The History Of Henna Is Rooted In South Asian Heritage & Feminity

The art of henna has been intrinsically tied with South Asian heritage and femininity for centuries.
The art of henna has been intrinsically tied with South Asian heritage and femininity for centuries.L: Ruqaiyyah R: Vishahzaidi

The art of henna has been intrinsically tied with South Asian femininity for centuries. Women in Eastern cultures tend to rely on the natural world to acquire products for rituals of beauty. This dying agent is derived from a shrub-sized flowering plant which leaves a reddish-brown colour on application and is applied to form unique designs rooted in native symbols and ethos. The auspicious substance has not only been utilised for body adornment but also has unique medicinal properties related to healing. 

The origins of henna remains a contested topic as there are many theories around its arrival in India. It is due to multiple migrations and cultural influences through invasions that many jewels, designs and rituals arrived in the subcontinent. While some believe that henna was brought to India by Egyptian Mughals in the 12th century C.E. However researchers argue that it had originated in ancient India itself. There are references to the use of henna clearly illustrated on Bodhisattvas in the 4th-5th centuries in the Deccan of western India. Additionally, they are also found on the deities depicted by the cave wall murals at Ajanta, and in similar cave paintings in Sri Lanka.

Similar to ancient Egypt where indigenous and aboriginal people relied on the staining substance to connect with earth’s energies; natives in ancient India also shared a unique connection with mother earth and would use natural substances as Henna to further foster human awareness of nature's bounty and abundance. The natural cooling properties of henna were utilised by people living in hot desert climates and a paste would be made, in which the palms of hands and the soles of feet would be soaked.

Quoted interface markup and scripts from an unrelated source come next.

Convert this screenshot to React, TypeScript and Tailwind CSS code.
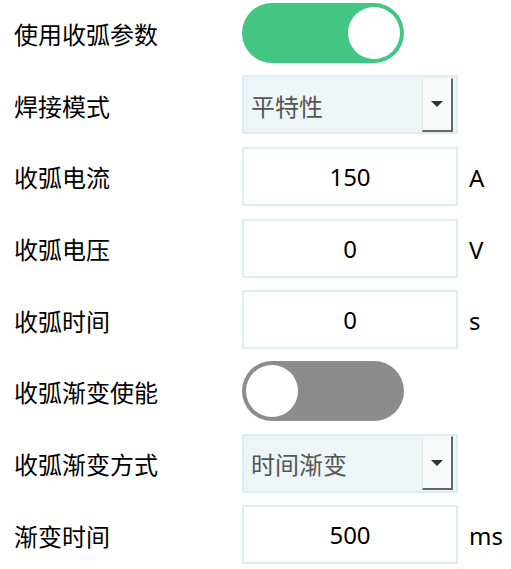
import React from 'react'

type Row =
  | { kind: 'toggle'; label: string; on: boolean }
  | { kind: 'select'; label: string; value: string }
  | { kind: 'input'; label: string; value: string; unit: string }

const ROWS: Row[] = [
  { kind: 'toggle', label: '使用收弧参数', on: true },
  { kind: 'select', label: '焊接模式', value: '平特性' },
  { kind: 'input', label: '收弧电流', value: '150', unit: 'A' },
  { kind: 'input', label: '收弧电压', value: '0', unit: 'V' },
  { kind: 'input', label: '收弧时间', value: '0', unit: 's' },
  { kind: 'toggle', label: '收弧渐变使能', on: false },
  { kind: 'select', label: '收弧渐变方式', value: '时间渐变' },
  { kind: 'input', label: '渐变时间', value: '500', unit: 'ms' },
]

function Toggle({ on }: { on: boolean }) {
  return (
    <div
      className={
        'flex h-[60px] w-[162px] items-center rounded-full px-[4px] ' +
        (on ? 'justify-end bg-[#43c584]' : 'justify-start bg-[#8c8c8c]')
      }
    >
      <div className="h-[52px] w-[52px] rounded-full bg-white" />
    </div>
  )
}

function Select({ value }: { value: string }) {
  return (
    <div className="flex h-[59px] w-[216px] items-center justify-between border-2 border-[#dcedf4] bg-[#eef5f7] pl-[7px] pr-[3px]">
      <span className="pt-[4px] text-[24px] text-[#555]">{value}</span>
      <div className="flex h-[54px] w-[31px] items-center justify-center border-t border-l border-t-[#f4f4f4] border-l-[#e4e4e4] border-r-2 border-b-2 border-r-[#666] border-b-[#666] bg-[#f7f9f9]">
        <div className="h-0 w-0 border-x-[6px] border-t-[6px] border-x-transparent border-t-[#333]" />
      </div>
    </div>
  )
}

function NumberBox({ value, unit }: { value: string; unit: string }) {
  return (
    <div className="flex items-center">
      <div className="flex h-[59px] w-[216px] items-center justify-center border-2 border-[#dcedf4] bg-white pt-[1px] text-[24px] text-black">
        {value}
      </div>
      <span className="ml-[11px] pt-[3px] text-[24px] text-black">{unit}</span>
    </div>
  )
}

export default function App() {
  return (
    <div
      className="flex w-[511px] flex-col gap-[11.7px] bg-white pt-[3px]"
      style={{ fontFamily: '"Noto Sans", "Noto Sans CJK SC", sans-serif' }}
    >
      {ROWS.map((row) => (
        <div key={row.label} className="flex h-[60px] items-center">
          <div className="w-[242px] pl-[14px] pt-[4px] text-[24px] text-black">{row.label}</div>
          {row.kind === 'toggle' && <Toggle on={row.on} />}
          {row.kind === 'select' && <Select value={row.value} />}
          {row.kind === 'input' && <NumberBox value={row.value} unit={row.unit} />}
        </div>
      ))}
    </div>
  )
}
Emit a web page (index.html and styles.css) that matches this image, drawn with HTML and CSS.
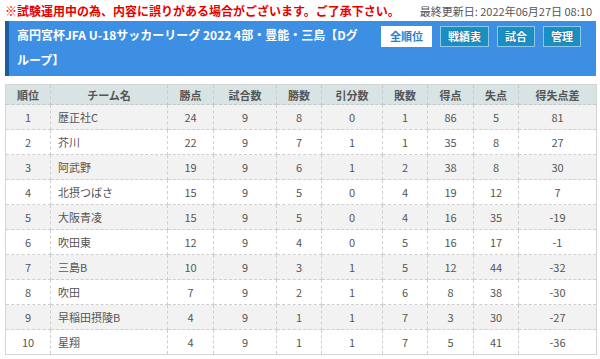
FILE: index.html
```html
<!DOCTYPE html>
<html lang="ja">
<head>
<meta charset="utf-8">
<title>順位表</title>
<link rel="stylesheet" href="styles.css">
</head>
<body>
<div class="page">
  <div class="topline">
    <span class="notice">※試験運用中の為、内容に誤りがある場合がございます。ご了承下さい。</span>
    <span class="updated">最終更新日: 2022年06月27日 08:10</span>
  </div>
  <div class="header">
    <h1 class="title">高円宮杯JFA U-18サッカーリーグ 2022 4部・豊能・三島【Dグループ】</h1>
    <div class="tabs">
      <a class="tab active">全順位</a>
      <a class="tab">戦績表</a>
      <a class="tab">試合</a>
      <a class="tab">管理</a>
    </div>
  </div>
  <table class="standings">
    <colgroup>
      <col class="c1"><col class="c2"><col class="c3"><col class="c4"><col class="c5">
      <col class="c6"><col class="c7"><col class="c8"><col class="c9"><col class="c10">
    </colgroup>
    <thead>
      <tr><th>順位</th><th>チーム名</th><th>勝点</th><th>試合数</th><th>勝数</th><th>引分数</th><th>敗数</th><th>得点</th><th>失点</th><th>得失点差</th></tr>
    </thead>
    <tbody>
      <tr><td>1</td><td class="team">歴正社C</td><td>24</td><td>9</td><td>8</td><td>0</td><td>1</td><td>86</td><td>5</td><td>81</td></tr>
      <tr><td>2</td><td class="team">芥川</td><td>22</td><td>9</td><td>7</td><td>1</td><td>1</td><td>35</td><td>8</td><td>27</td></tr>
      <tr><td>3</td><td class="team">阿武野</td><td>19</td><td>9</td><td>6</td><td>1</td><td>2</td><td>38</td><td>8</td><td>30</td></tr>
      <tr><td>4</td><td class="team">北摂つばさ</td><td>15</td><td>9</td><td>5</td><td>0</td><td>4</td><td>19</td><td>12</td><td>7</td></tr>
      <tr><td>5</td><td class="team">大阪青凌</td><td>15</td><td>9</td><td>5</td><td>0</td><td>4</td><td>16</td><td>35</td><td>-19</td></tr>
      <tr><td>6</td><td class="team">吹田東</td><td>12</td><td>9</td><td>4</td><td>0</td><td>5</td><td>16</td><td>17</td><td>-1</td></tr>
      <tr><td>7</td><td class="team">三島B</td><td>10</td><td>9</td><td>3</td><td>1</td><td>5</td><td>12</td><td>44</td><td>-32</td></tr>
      <tr><td>8</td><td class="team">吹田</td><td>7</td><td>9</td><td>2</td><td>1</td><td>6</td><td>8</td><td>38</td><td>-30</td></tr>
      <tr><td>9</td><td class="team">早稲田摂陵B</td><td>4</td><td>9</td><td>1</td><td>1</td><td>7</td><td>3</td><td>30</td><td>-27</td></tr>
      <tr><td>10</td><td class="team">星翔</td><td>4</td><td>9</td><td>1</td><td>1</td><td>7</td><td>5</td><td>41</td><td>-36</td></tr>
    </tbody>
  </table>
</div>
</body>
</html>
```
FILE: styles.css
```css
* { box-sizing: border-box; }
html, body { margin: 0; padding: 0; background: #fff; }
body {
  font-family: "Noto Sans CJK JP", "Noto Sans", sans-serif;
  color: #555;
}
.page { padding: 0 4px 0 5px; }
.topline {
  display: flex;
  justify-content: space-between;
  align-items: center;
  height: 21px;
  padding-right: 4px;
}
.notice {
  color: #e60000;
  font-weight: bold;
  font-size: 12px;
  line-height: 16px;
}
.updated {
  color: #555;
  font-size: 11px;
  line-height: 16px;
}
.header {
  display: flex;
  align-items: flex-start;
  background: #3d8fe3;
  border-left: 4px solid #1b5c9e;
  height: 55px;
  padding: 1px 15px 0 8px;
}
.title {
  flex: 1;
  margin: 0;
  color: #fff;
  font-size: 12px;
  font-weight: bold;
  line-height: 25px;
  padding-right: 14px;
}
.tabs {
  display: flex;
  gap: 8px;
  padding-top: 4px;
}
.tab {
  display: block;
  height: 21px;
  line-height: 19px;
  padding: 0 7px;
  font-size: 11px;
  font-weight: bold;
  color: #fff;
  background: #1a8fc4;
  border: 1px solid #8fc8e6;
  text-shadow: 0 0 2px rgba(0,0,0,0.35);
}
.tab.active {
  background: #fff;
  color: #2b7fd0;
  border-color: #fff;
  text-shadow: none;
  padding: 0 8px;
}
.standings {
  margin-top: 8px;
  width: 591px;
  border-collapse: collapse;
  table-layout: fixed;
  border: 1px solid #d5d5d5;
  font-size: 11px;
}
.c1 { width: 45px; }
.c2 { width: 117px; }
.c3 { width: 46px; }
.c4 { width: 63px; }
.c5 { width: 45px; }
.c6 { width: 61px; }
.c7 { width: 45px; }
.c8 { width: 46px; }
.c9 { width: 45px; }
.c10 { width: 78px; }
.standings th {
  background: #d8e3e3;
  color: #555;
  font-weight: bold;
  height: 20px;
  border: 1px dashed #c8c8c8;
  border-top: 1px solid #d5d5d5;
  padding: 0;
}
.standings td {
  height: 25px;
  text-align: center;
  border: 1px dashed #cfcfcf;
  padding: 0;
  color: #555;
}
.standings td.team { text-align: left; padding-left: 7px; }
.standings tbody tr:nth-child(odd) td { background: #f2f2f2; }
.standings tbody tr:nth-child(even) td { background: #fff; }
```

It would further be used to treat ailments such as stomach aches, burns, headaches, and open wounds.

While the art of mehendi (the urdu term for Henna) has been reduced to the simplistic term of ‘henna tattoos’ in the west, becoming a staple at musical festivals such as Coachella to help patrons adorn a ‘bohemian’ aesthetic. It is quite differently utilised in South Asian countries, where women use it to foster bonds, engage with ancient rituals and to embrace their femininity. It is also an integral part of special cultural occasions such as weddings and is counted as one of the auspicious steps in the sixteen step ritual of 'Shringar' that's rooted in Hinduism. 

Henna has unique connotations to good health, fertility, wisdom, protection and spiritual enlightenment. Devoid of any side effects, henna is a natural substance used to safely dye hair, nails, and fabrics like silk, wool, and leather. Many young South Asians are rediscovering the substance and using it in ingenious ways. The art form is being revived to complement the aesthetics of a new generation of South Asian, in a way that allows them to form their own special connection with henna using a blend of modern and traditional motifs.